I am not well versed in the science of draft, but I do know there are benefits and drawbacks to both draft induction and forced draft. There are various reasons why one method is chosen over the other in specific applications. For instance, forced draft lends itself to being used without thermal storage... and since thermal storage is probably going to take some time to catch on here in the states, it's more marketable at this point.

I do like the idea of not having smoke puff out of the loading door on a draft induced boiler... but this is easy enough to deal with on the forced draft gasser models that it doesn't seem to keep people from buying them.

cheers
 
The biggest differance for me (and the determining factor) was the fact that the eko line units all have larger fire boxes which will mean longer burn times. i have a eko 60 that will take 30 inch pieces. i load this up at 6 at night and its still going at 5 am. your life style and how often you wanna fill it should be considered.
 
Just to throw out some numbers... Not all the comparable sized EKO boilers have larger fireboxes than the Econoburn.

The EKO 60 is comparable in size to the Econoburn EBW200. Wood box volume on the EKO is 10.9 Cu ft. according to their literature. Wood box volume on the Econoburn is 8.05.

The EKO 40 is comparable in size to the Econoburn EBW150. Wood box volume on the EKO is 6.5 cu. ft. according to their literature. Wood box volume on the Econoburn is 6.2.

The EKO 25 is comparable in size to the Econoburn EBW100. Wood box volume on the EKO is 4.14 cu. ft according to their literature. Wood box volume on the Econoburn is 5.44.

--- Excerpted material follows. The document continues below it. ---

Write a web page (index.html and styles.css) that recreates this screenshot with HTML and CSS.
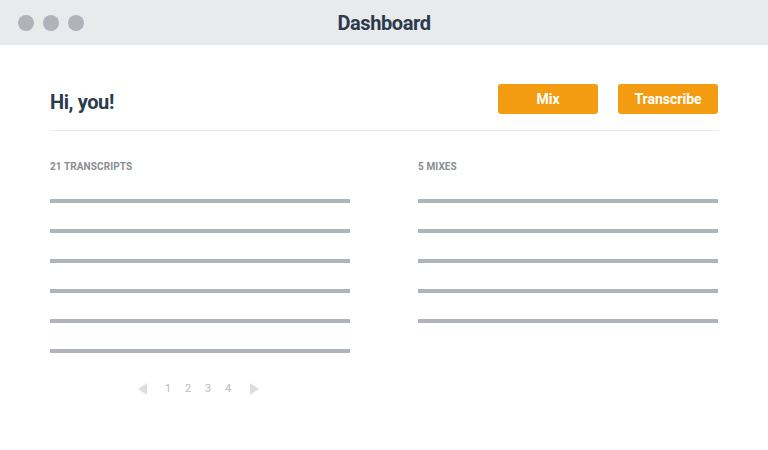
FILE: index.html
```html
<!DOCTYPE html>
<html>
<head>
<meta charset="utf-8">
<link rel="stylesheet" href="styles.css">
</head>
<body>
<div class="window">
  <header class="titlebar">
    <div class="dots"><span class="dot"></span><span class="dot"></span><span class="dot"></span></div>
    <div class="title">Dashboard</div>
  </header>
  <main class="content">
    <div class="top">
      <h1 class="greeting">Hi, you!</h1>
      <div class="actions">
        <button class="btn">Mix</button>
        <button class="btn">Transcribe</button>
      </div>
    </div>
    <div class="columns">
      <section class="col">
        <h2 class="label">21 TRANSCRIPTS</h2>
        <ul class="list">
          <li></li><li></li><li></li><li></li><li></li><li></li>
        </ul>
        <nav class="pager">
          <span class="tri tri-left"></span>
          <span class="num">1</span>
          <span class="num">2</span>
          <span class="num">3</span>
          <span class="num">4</span>
          <span class="tri tri-right"></span>
        </nav>
      </section>
      <section class="col">
        <h2 class="label">5 MIXES</h2>
        <ul class="list">
          <li></li><li></li><li></li><li></li><li></li>
        </ul>
      </section>
    </div>
  </main>
</div>
</body>
</html>
```
FILE: styles.css
```css
* { box-sizing: border-box; }
html, body { margin: 0; padding: 0; background: #fff; }
body { width: 768px; height: 450px; overflow: hidden; font-family: Roboto, "Open Sans", "Liberation Sans", sans-serif; }

.titlebar {
  position: relative;
  height: 45px;
  background: #e9eaec;
  display: flex;
  align-items: center;
  justify-content: center;
}
.dots {
  position: absolute;
  left: 18px;
  top: 15px;
  display: flex;
  gap: 9px;
}
.dot { width: 16px; height: 16px; border-radius: 50%; background: #aeb4ba; }
.title {
  font-size: 20px;
  font-weight: 700;
  color: #2b3a4e;
  letter-spacing: -0.4px;
}

.content { padding: 39px 50px 0 50px; }
.top {
  display: flex;
  justify-content: space-between;
  align-items: center;
  height: 30px;
  margin-bottom: 16px;
}
.greeting {
  margin: 0;
  font-size: 20px;
  font-weight: 700;
  color: #2b3a4e;
  letter-spacing: -0.4px;
  position: relative;
  top: 3px;
}
.actions { display: flex; gap: 20px; }
.btn {
  width: 100px;
  height: 30px;
  border: 0;
  border-radius: 3px;
  background: #f39c12;
  color: #fff;
  font-family: inherit;
  font-size: 14px;
  font-weight: 700;
  padding: 0;
}
.columns {
  border-top: 1px solid #e8e9ea;
  display: flex;
  gap: 68px;
  padding-top: 29px;
}
.col { width: 300px; }
.label {
  margin: 0;
  font-size: 10px;
  font-weight: 700;
  color: #8a8d90;
  line-height: 14px;
  letter-spacing: 0.1px;
}
.list { list-style: none; margin: 25px 0 0 0; padding: 0; display: flex; flex-direction: column; gap: 26px; }
.list li { height: 4px; background: #afb4ba; }

.pager {
  display: flex;
  align-items: center;
  margin: 29px 0 0 88px;
}
.num { font-size: 11px; color: #b9bcc0; width: 20px; text-align: center; }
.tri { width: 0; height: 0; border-top: 6px solid transparent; border-bottom: 6px solid transparent; }
.tri-left { border-right: 9px solid #dcdee0; margin-right: 11px; }
.tri-right { border-left: 9px solid #dcdee0; margin-left: 12px; }
```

Your burn times will be affected by more than just wood box size, although that is definitely one factor.
cheers
 
I just purchased an EKO Super 80, not had it installed yet, was just delivered, I have a 5000 s.f. with 4 zones that are seldom, if ever, on at the same time, I was told the house has a heat loss of 185-190k, the EKO 80 is rated for 275k btu, I have these questions if anyone has any suggestions, comments, ideas would be much obliged and greatly appreciated, am eager to learn, I am a contractor and get loads of wood for free and will finally have a very effective use for it, selling it is simply not profitable even at today's prices.

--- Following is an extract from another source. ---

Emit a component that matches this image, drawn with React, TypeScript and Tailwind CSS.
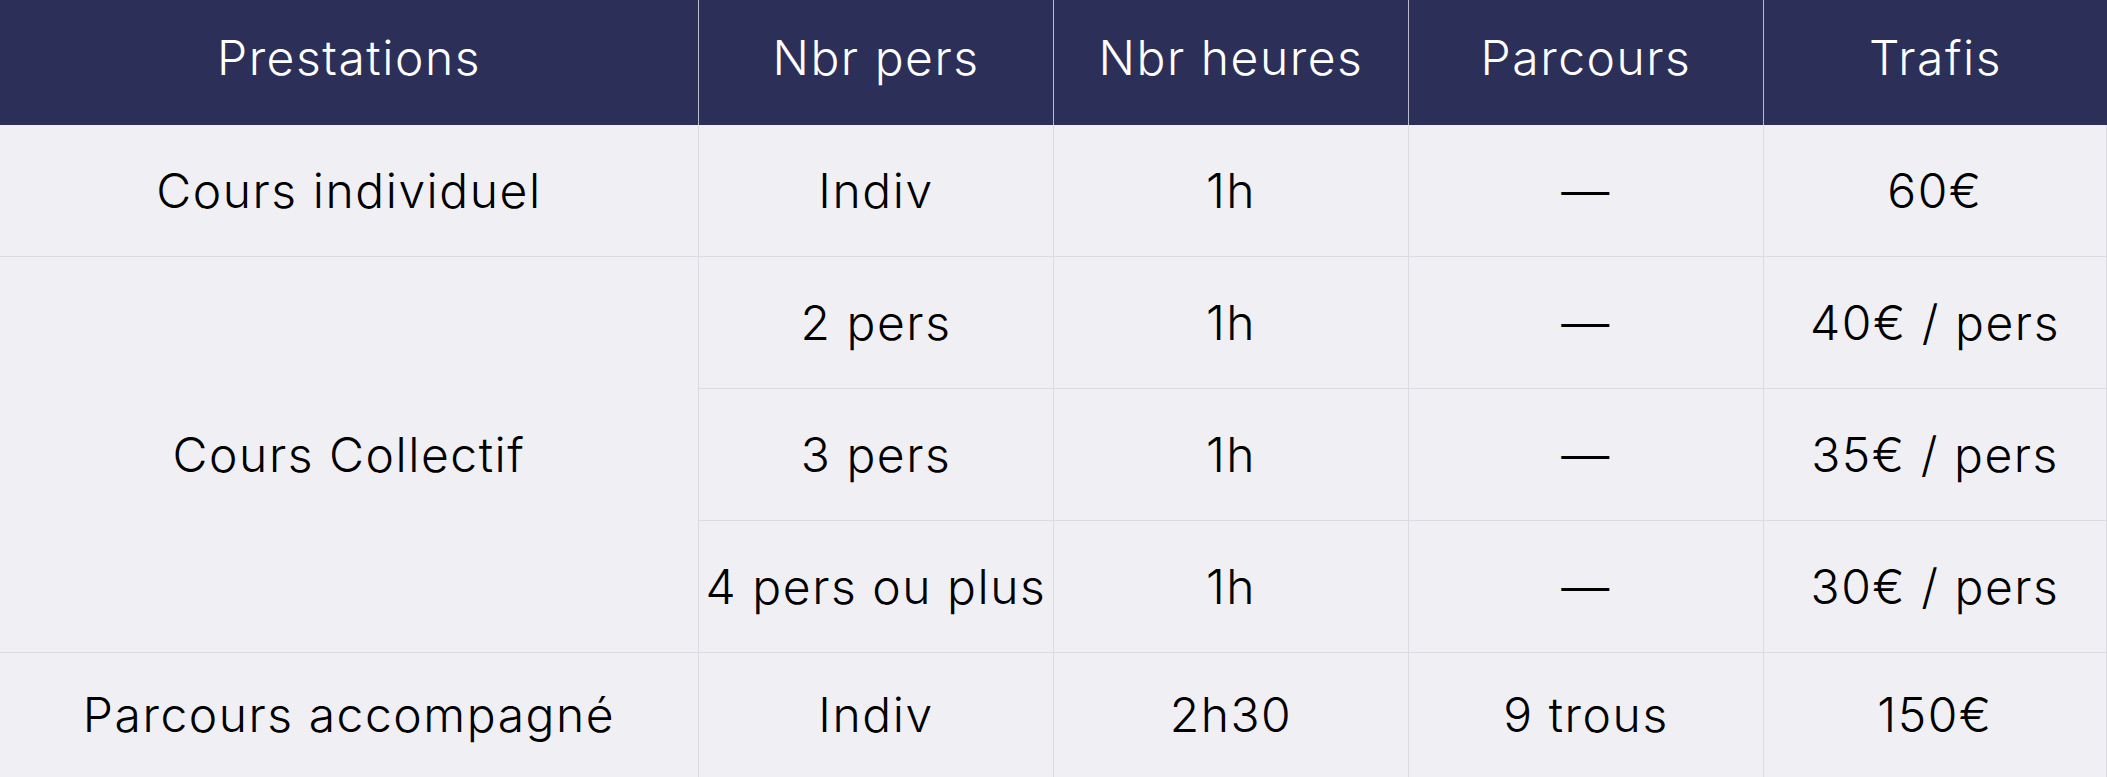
const headers = ['Prestations', 'Nbr pers', 'Nbr heures', 'Parcours', 'Trafis']

const collectif = [
  { pers: '2 pers', prix: '40€ / pers' },
  { pers: '3 pers', prix: '35€ / pers' },
  { pers: '4 pers ou plus', prix: '30€ / pers' },
]

function Cell({ children, className = '' }: { children: React.ReactNode; className?: string }) {
  return (
    <div
      className={`flex items-center justify-center whitespace-nowrap border-r border-b border-[#dcdbe1] text-black ${className}`}
    >
      {children}
    </div>
  )
}

export default function App() {
  return (
    <div
      className="h-[777px] w-[2107px] overflow-hidden bg-[#f0eff4] text-[48px] leading-none font-[350] tracking-[0.032em]"
      style={{ fontFamily: 'Inter, "Open Sans", sans-serif' }}
    >
      <div className="grid grid-cols-[699px_355px_355px_355px_1fr] grid-rows-[125px_132px_132px_132px_132px_124px]">
        {headers.map((h, i) => (
          <div
            key={h}
            className={`flex items-center justify-center bg-[#2c3059] pb-[10px] text-white ${i < 4 ? 'border-r border-[#b9bbcc]' : ''}`}
          >
            {h}
          </div>
        ))}

        <Cell>Cours individuel</Cell>
        <Cell>Indiv</Cell>
        <Cell>1h</Cell>
        <Cell>—</Cell>
        <Cell>60€</Cell>

        <Cell className="row-span-3">Cours Collectif</Cell>
        {collectif.map((r) => (
          <div key={r.pers} className="contents">
            <Cell>{r.pers}</Cell>
            <Cell>1h</Cell>
            <Cell>—</Cell>
            <Cell>{r.prix}</Cell>
          </div>
        ))}

        <Cell className="border-b-0">Parcours accompagné</Cell>
        <Cell className="border-b-0">Indiv</Cell>
        <Cell className="border-b-0">2h30</Cell>
        <Cell className="border-b-0">9 trous</Cell>
        <Cell className="border-b-0">150€</Cell>
      </div>
    </div>
  )
}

1) How large of a storage tank is optimal? what is the best type of tank and where do I get one?

2) I will install it in my basement, will it heat the basement from simple passive heat that comes off of it or do I need to throw a radiator into the basement loop?

3) Should it be installed independently or connected to existing natural gas boiler? What are the pros and cons? I have a high efficiency condensating natural gas boiler, the kind that hangs on the wall.

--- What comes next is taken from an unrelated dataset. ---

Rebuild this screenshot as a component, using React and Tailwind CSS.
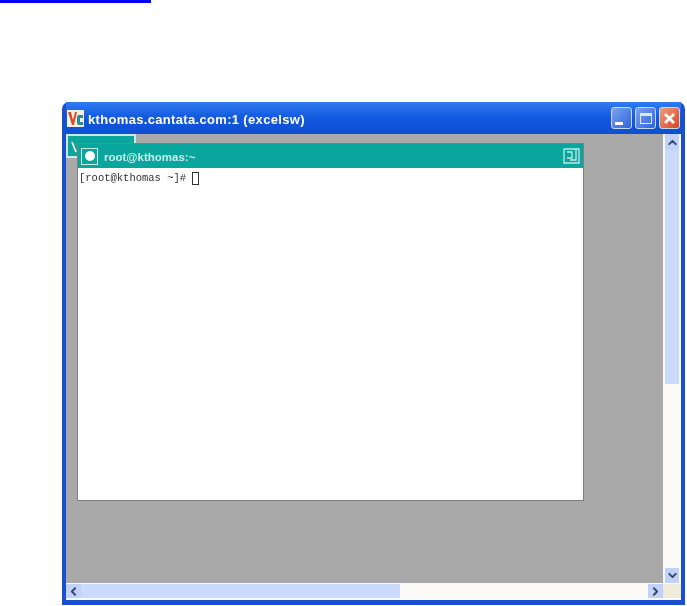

4) I intend to also install either a new on demand water heater like Rinnai or Bosch, or an indirect type, does anyone have any advice about which type would be better, on-demand or indirect?

5) I saw one of the forums where an EKO 40 or 60 owner had said that his EKO makes a lot of creosote and he actually had a chimney fire, I was surprised by that, thought that was the whole point of gasification, clean and efficient, does anyone know anything about that? Of course, I know dry wood is essential. I am also concerned about air quality as we all should be and want the thing to burn as clean as possible, and that is why I purchased a gassifier.

Any insight, experience, know-how, and/or wisdom is appreciated, thanks.
 
Hello George, some quick thoughts:

1) If you are looking for a DIY solution then I would look to a 1000 gallon propane tank. Even at that you may need to adjust to smaller fuel loads in the Spring and Fall. If you are looking for a turn-key system, we offer an 820 gallon system based on a collapsible tank (un-pressurized) or 880 gallons of pressurized storage. See our web site for details or give a call.

2) If you want the basement to be 'room temperature', you will probably need to add some radiation. If not, then maybe the heat loss off of un-insulated pipes connecting boilers and storage will be enough.

3) Plumb the system as one integrated system. That way the fossil fuel boiler will kick in automatically when the wood boiler and storage have gone cold.

4)Go with an indirect. It will be set up as a heating zone and as such is easily heated by any of your three heat sources (gas boiler, wood boiler, heat storage).

5) I am not familiar with the EKO or the report of creosote in his chimney, but I agree that something does not sound right there. My guess is operator error (bypass damper left open, wet wood, or?).

a quick question, is that EKO 80 UL listed?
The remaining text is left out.